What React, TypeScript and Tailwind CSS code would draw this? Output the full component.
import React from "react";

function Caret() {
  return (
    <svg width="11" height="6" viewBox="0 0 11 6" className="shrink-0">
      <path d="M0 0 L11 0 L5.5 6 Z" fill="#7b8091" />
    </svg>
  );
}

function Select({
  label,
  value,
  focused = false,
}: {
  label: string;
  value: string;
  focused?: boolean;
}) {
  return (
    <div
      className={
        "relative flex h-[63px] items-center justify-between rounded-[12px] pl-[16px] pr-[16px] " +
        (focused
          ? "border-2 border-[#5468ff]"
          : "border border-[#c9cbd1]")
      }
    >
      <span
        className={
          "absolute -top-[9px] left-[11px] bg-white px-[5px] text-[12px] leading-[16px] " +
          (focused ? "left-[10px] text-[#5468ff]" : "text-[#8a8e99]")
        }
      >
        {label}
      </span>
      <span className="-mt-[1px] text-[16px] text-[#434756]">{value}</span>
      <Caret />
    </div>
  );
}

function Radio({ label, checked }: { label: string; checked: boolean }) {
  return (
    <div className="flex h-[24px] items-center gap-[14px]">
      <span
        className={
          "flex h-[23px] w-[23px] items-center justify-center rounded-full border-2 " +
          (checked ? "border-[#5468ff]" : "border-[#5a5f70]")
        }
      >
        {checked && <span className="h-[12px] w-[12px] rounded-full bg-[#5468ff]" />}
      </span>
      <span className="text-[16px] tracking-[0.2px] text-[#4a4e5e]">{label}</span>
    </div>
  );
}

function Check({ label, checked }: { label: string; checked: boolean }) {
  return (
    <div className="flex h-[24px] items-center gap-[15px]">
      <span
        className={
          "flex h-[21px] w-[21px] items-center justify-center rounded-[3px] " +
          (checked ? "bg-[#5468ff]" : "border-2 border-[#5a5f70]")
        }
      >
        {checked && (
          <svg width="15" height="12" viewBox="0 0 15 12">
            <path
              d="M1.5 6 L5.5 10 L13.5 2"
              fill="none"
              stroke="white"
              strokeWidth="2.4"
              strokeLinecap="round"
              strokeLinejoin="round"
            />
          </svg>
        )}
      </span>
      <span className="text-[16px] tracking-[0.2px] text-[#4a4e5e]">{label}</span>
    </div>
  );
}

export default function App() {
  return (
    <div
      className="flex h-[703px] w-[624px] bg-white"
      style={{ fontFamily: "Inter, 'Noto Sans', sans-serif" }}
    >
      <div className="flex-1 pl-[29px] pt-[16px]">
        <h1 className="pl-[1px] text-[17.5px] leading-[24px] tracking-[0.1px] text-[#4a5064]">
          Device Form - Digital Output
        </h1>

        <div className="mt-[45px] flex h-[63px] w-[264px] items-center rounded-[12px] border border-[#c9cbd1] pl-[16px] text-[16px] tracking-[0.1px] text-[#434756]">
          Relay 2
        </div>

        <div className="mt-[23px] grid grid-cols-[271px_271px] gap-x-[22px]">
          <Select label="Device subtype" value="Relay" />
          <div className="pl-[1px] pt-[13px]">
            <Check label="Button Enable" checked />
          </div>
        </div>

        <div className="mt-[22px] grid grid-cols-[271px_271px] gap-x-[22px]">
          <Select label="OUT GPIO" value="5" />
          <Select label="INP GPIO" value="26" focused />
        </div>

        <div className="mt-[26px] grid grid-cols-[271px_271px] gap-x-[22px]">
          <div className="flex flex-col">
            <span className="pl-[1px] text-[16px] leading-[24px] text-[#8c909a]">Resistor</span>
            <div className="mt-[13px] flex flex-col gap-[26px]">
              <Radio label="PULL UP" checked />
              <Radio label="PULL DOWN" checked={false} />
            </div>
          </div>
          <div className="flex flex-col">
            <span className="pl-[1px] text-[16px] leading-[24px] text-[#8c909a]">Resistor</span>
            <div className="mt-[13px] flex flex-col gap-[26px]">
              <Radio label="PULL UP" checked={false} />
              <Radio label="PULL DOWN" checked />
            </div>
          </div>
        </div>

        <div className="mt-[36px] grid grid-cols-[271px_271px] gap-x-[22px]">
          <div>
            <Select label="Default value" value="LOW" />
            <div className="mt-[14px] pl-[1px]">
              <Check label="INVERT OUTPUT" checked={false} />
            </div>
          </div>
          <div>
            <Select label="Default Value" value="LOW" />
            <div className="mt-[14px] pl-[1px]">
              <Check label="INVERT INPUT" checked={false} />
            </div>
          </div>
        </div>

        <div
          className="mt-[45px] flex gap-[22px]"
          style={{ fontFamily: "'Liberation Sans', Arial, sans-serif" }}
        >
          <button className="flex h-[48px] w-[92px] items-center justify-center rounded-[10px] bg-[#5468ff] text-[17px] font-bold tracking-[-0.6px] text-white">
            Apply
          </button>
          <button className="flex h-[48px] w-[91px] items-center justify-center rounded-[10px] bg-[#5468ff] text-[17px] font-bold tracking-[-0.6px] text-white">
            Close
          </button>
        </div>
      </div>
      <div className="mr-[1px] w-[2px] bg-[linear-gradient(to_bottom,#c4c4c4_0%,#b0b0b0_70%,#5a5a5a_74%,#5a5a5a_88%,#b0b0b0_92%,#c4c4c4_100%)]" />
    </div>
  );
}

• • • • •

> _To be done_
Gather from the data above every line with the string "full".

> _Result of this task_
What React, TypeScript and Tailwind CSS code would draw this? Output the full component.
          "flex h-[23px] w-[23px] items-center justify-center rounded-full border-2 " +
        {checked && <span className="h-[12px] w-[12px] rounded-full bg-[#5468ff]" />}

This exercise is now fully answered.